* **AIM**
Without the images, output each record below as it stands.

____ TASK DATA

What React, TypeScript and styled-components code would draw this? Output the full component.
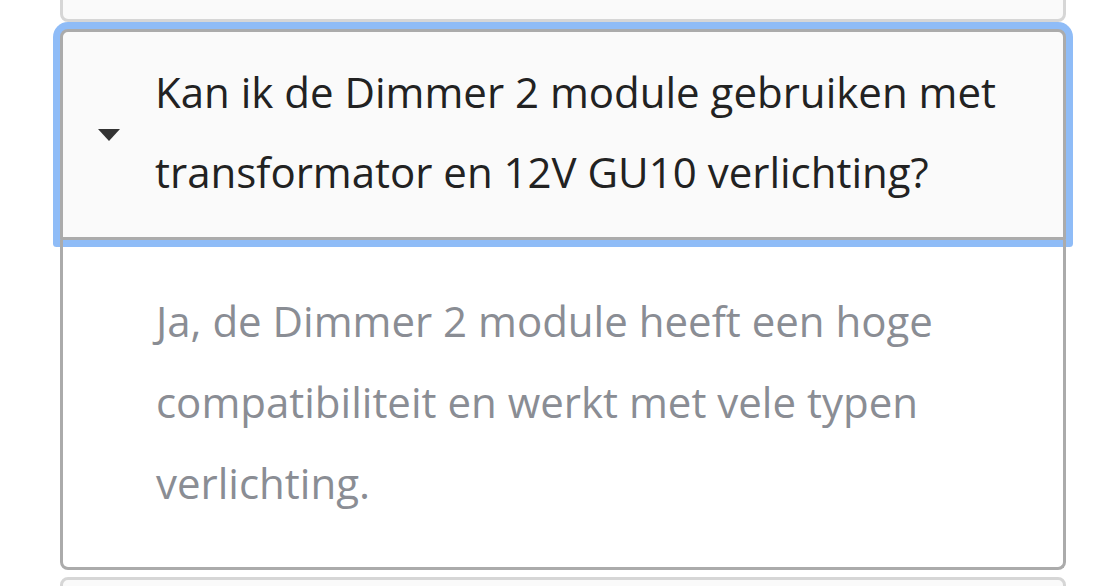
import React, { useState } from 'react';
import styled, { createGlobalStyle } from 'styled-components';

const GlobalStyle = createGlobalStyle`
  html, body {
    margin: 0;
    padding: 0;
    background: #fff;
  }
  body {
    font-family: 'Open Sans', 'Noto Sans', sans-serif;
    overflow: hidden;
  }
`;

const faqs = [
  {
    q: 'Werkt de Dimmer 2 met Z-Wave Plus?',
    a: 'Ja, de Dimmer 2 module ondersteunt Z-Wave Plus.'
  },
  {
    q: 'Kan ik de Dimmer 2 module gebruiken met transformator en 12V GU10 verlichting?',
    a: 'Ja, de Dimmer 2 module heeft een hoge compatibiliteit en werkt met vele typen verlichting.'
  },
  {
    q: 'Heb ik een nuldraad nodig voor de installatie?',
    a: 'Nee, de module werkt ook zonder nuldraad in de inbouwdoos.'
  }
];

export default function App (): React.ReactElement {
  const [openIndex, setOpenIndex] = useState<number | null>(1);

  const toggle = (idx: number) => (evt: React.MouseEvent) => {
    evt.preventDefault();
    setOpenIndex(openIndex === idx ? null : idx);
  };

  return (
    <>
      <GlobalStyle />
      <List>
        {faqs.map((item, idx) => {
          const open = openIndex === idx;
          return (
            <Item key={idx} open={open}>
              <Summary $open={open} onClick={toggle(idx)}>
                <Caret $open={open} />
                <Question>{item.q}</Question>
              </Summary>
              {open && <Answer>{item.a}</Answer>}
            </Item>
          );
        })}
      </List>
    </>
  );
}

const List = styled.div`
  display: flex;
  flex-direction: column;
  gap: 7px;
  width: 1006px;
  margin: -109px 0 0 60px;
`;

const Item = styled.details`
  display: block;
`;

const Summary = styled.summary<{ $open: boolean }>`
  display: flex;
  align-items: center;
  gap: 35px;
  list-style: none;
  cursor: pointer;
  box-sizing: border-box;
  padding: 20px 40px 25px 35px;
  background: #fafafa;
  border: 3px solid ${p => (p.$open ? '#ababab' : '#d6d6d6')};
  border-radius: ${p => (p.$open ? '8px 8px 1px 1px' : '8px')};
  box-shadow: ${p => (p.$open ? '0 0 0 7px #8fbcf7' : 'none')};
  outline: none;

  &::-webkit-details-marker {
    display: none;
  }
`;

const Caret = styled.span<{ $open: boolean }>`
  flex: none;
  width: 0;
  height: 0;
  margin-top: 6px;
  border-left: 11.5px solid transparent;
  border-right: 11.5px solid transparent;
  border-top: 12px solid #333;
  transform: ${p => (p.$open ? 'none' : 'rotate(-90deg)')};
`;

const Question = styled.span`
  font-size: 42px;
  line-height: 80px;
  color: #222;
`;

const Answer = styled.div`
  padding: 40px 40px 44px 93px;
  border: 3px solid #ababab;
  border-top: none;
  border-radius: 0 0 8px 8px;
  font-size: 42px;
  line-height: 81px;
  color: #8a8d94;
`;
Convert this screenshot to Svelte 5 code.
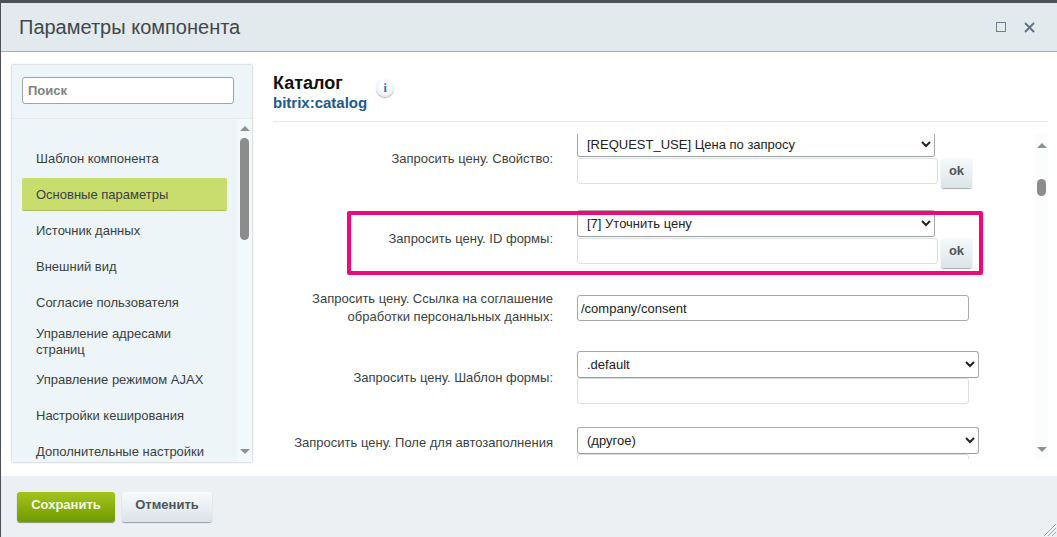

________

* **WORKED ANSWER**
What React, TypeScript and styled-components code would draw this? Output the full component.
import React, { useState } from 'react';
import styled, { createGlobalStyle } from 'styled-components';

const GlobalStyle = createGlobalStyle`
  html, body {
    margin: 0;
    padding: 0;
    background: #fff;
  }
  body {
    font-family: 'Open Sans', 'Noto Sans', sans-serif;
    overflow: hidden;
  }
`;

const faqs = [
  {
    q: 'Werkt de Dimmer 2 met Z-Wave Plus?',
    a: 'Ja, de Dimmer 2 module ondersteunt Z-Wave Plus.'
  },
  {
    q: 'Kan ik de Dimmer 2 module gebruiken met transformator en 12V GU10 verlichting?',
    a: 'Ja, de Dimmer 2 module heeft een hoge compatibiliteit en werkt met vele typen verlichting.'
  },
  {
    q: 'Heb ik een nuldraad nodig voor de installatie?',
    a: 'Nee, de module werkt ook zonder nuldraad in de inbouwdoos.'
  }
];

export default function App (): React.ReactElement {
  const [openIndex, setOpenIndex] = useState<number | null>(1);

  const toggle = (idx: number) => (evt: React.MouseEvent) => {
    evt.preventDefault();
    setOpenIndex(openIndex === idx ? null : idx);
  };

  return (
    <>
      <GlobalStyle />
      <List>
        {faqs.map((item, idx) => {
          const open = openIndex === idx;
          return (
            <Item key={idx} open={open}>
              <Summary $open={open} onClick={toggle(idx)}>
                <Caret $open={open} />
                <Question>{item.q}</Question>
              </Summary>
              {open && <Answer>{item.a}</Answer>}
            </Item>
          );
        })}
      </List>
    </>
  );
}

const List = styled.div`
  display: flex;
  flex-direction: column;
  gap: 7px;
  width: 1006px;
  margin: -109px 0 0 60px;
`;

const Item = styled.details`
  display: block;
`;

const Summary = styled.summary<{ $open: boolean }>`
  display: flex;
  align-items: center;
  gap: 35px;
  list-style: none;
  cursor: pointer;
  box-sizing: border-box;
  padding: 20px 40px 25px 35px;
  background: #fafafa;
  border: 3px solid ${p => (p.$open ? '#ababab' : '#d6d6d6')};
  border-radius: ${p => (p.$open ? '8px 8px 1px 1px' : '8px')};
  box-shadow: ${p => (p.$open ? '0 0 0 7px #8fbcf7' : 'none')};
  outline: none;

  &::-webkit-details-marker {
    display: none;
  }
`;

const Caret = styled.span<{ $open: boolean }>`
  flex: none;
  width: 0;
  height: 0;
  margin-top: 6px;
  border-left: 11.5px solid transparent;
  border-right: 11.5px solid transparent;
  border-top: 12px solid #333;
  transform: ${p => (p.$open ? 'none' : 'rotate(-90deg)')};
`;

const Question = styled.span`
  font-size: 42px;
  line-height: 80px;
  color: #222;
`;

const Answer = styled.div`
  padding: 40px 40px 44px 93px;
  border: 3px solid #ababab;
  border-top: none;
  border-radius: 0 0 8px 8px;
  font-size: 42px;
  line-height: 81px;
  color: #8a8d94;
`;
Convert this screenshot to Svelte 5 code.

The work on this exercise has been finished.